Le manque de politique structurée semble parfois aussi conduire à des dérives de la part de nos partenaires. Les Chinois occupent des secteurs de l’économie, même dits informels, qui en principe, devraient être réservés à des populations locales. Aujourd’hui, n’importe qui ne peut exercer n’importe quelle activité en Chine, parce qu’elle a mis en place des barrières, des politiques qui protègent certains secteurs d’activités. Idem pour l’Inde ou d’autres pays. Par conséquent, c’est aux africains de définir leur stratégie. Des industries comme Tata en Inde, ont été couvées pour leur permettre de grandir dans le pays et de s’exporter. Le partenariat, ce n’est pas seulement un forum organisé où l’on se rencontre, et où des chiffres sont émis. C’est une construction. Et cette construction est politique, juridique, stratégique et économique. C’est toute cette imbrication qui fait que le pays est protégé, et que l’on pourra toujours tirer le meilleur du partenaire, dans le respect mutuel.
Est-ce une bonne chose pour l’Afrique d’avoir une multiplicité de partenaires ?

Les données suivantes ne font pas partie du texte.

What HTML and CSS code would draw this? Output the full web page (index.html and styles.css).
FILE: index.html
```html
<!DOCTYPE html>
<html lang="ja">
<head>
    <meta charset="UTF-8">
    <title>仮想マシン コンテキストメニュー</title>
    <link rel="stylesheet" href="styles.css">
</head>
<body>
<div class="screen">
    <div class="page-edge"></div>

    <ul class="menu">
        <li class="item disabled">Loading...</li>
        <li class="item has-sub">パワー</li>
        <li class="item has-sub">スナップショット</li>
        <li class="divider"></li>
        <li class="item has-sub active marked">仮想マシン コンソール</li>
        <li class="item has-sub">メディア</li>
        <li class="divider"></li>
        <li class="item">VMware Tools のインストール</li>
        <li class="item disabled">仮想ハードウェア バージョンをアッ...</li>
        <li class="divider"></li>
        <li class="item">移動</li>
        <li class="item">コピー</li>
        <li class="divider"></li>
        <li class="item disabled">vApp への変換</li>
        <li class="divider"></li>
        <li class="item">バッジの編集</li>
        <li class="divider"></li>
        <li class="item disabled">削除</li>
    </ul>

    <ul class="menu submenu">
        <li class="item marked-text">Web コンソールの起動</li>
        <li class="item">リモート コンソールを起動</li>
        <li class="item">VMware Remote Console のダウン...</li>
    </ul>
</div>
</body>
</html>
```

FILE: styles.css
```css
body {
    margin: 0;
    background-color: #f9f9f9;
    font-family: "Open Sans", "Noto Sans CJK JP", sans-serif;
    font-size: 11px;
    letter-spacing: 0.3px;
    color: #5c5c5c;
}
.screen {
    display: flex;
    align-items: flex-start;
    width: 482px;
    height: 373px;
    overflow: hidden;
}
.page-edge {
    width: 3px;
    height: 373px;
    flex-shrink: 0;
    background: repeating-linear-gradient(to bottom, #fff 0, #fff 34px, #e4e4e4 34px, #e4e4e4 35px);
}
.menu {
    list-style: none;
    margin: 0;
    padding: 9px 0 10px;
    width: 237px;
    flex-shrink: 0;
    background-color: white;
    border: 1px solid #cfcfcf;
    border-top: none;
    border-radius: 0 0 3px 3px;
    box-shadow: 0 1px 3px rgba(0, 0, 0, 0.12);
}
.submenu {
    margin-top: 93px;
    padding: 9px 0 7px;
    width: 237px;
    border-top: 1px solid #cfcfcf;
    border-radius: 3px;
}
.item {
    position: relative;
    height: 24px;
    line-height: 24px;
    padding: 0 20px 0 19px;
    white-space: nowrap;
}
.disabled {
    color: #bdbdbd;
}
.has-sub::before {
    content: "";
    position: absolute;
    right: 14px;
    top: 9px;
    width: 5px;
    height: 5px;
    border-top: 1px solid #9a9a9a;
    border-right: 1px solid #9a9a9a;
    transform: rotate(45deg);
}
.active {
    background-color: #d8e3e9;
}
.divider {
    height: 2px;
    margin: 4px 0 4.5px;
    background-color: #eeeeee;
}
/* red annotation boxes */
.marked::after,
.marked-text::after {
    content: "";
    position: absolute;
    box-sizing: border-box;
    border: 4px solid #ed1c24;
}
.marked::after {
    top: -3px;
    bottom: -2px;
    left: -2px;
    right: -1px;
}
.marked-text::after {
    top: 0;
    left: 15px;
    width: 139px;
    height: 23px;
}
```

Cela permet aux pays africains d'avoirune certaine autonomie vis-à-vis de ses partenairs traditionnels de l'Union Européenne et les Etats Unis. Aujourd’hui l’Asie et l’Amérique latine sont des géants dans le monde, autant on devrait pouvoir parler de l’Afrique. Les pays africains peuvent s'inspirer de l'exemple de ces pays pour construire sa propre stratégie de développement. Le Nigéria à la capacité d'impulser le développement au sein de la CEDEAO. L’Afrique du Sud a la capacité de mutualiser les efforts en investissant dans les autres pays, parce qu’il a des entreprises qui en sont capables. Ces deux pays peuvent faire en sorte que les partenaires viennent en complément du marché africain et non en être le principal client.